A uni student has come up with an app to make it easier to travel in the covid era

- January 12, 2021 1 MIN READ
Erika Harman, creator of the VaxVisa app
As people hope to travel again in 2021, a healtchare worker  has come up with a tech solution to help navigate the covid-safe demands of airlines.

Erika Harman, a dietician studying for her Masters in Healthcare Innovations at Bond University, developed the app VaxVisa to carry verifiable digital certificates for vaccination and laboratory test results.
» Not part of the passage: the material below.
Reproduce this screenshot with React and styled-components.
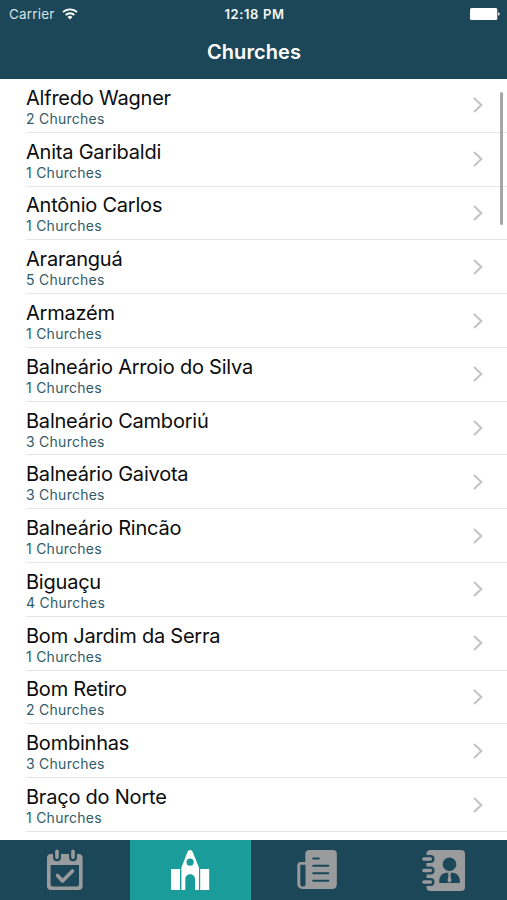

She says it’s much like the digital boarding passes used by airlines and would assist with the boarding process.

“My partner and I were acutely aware that if people had the ability to provide verifiable proof of laboratory tests and vaccination results via a personal device accessible anywhere in real time, this would be a useful way of assisting authorities to manage the COVID situation without the need for mass lockdowns and closing of businesses,” she said. 

“People without the disease who could still work, who could still contribute to the economy, had no way to prove they didn’t have the disease, so everything had to be shut, and that’s crippled economies and had very bad effects on people’s mental health.”
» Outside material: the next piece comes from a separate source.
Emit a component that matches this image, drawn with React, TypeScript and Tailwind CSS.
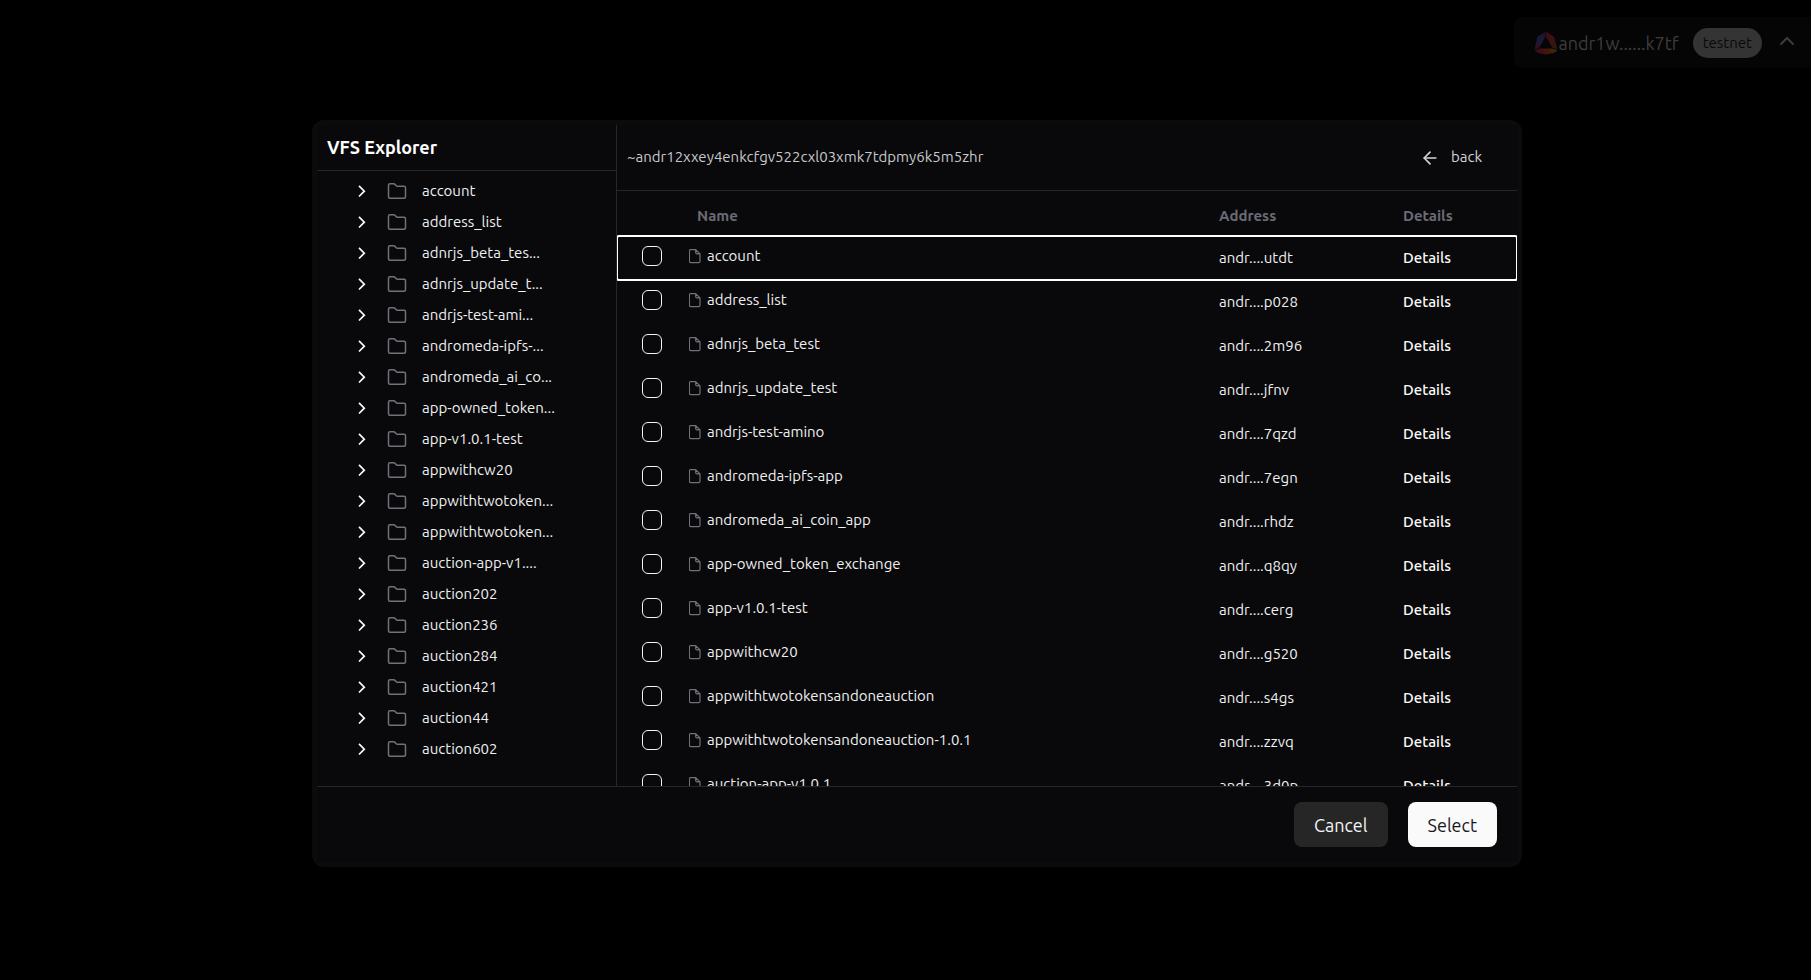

Harman adds that the digital certificates could also be used in the workplace, a sports stadium, or at other events. 

The app uses open source software already in use in health systems globally and has the flexibility to provide tailor-made solutions to meet the requirements of different health authorities or governments.

“All we’re wanting to do is provide digital certificates which are verifiable for whatever test health authorities say they need,” she said.

“After this, if we can ever see a way out of the fog with COVID-19, our technology will be able to do the same for any other travel vaccination.”

VaxVisa recently took out second place in Bond University’s Transformer Launch Pad entrepreneurship competition, winning $1000 to help develop the product.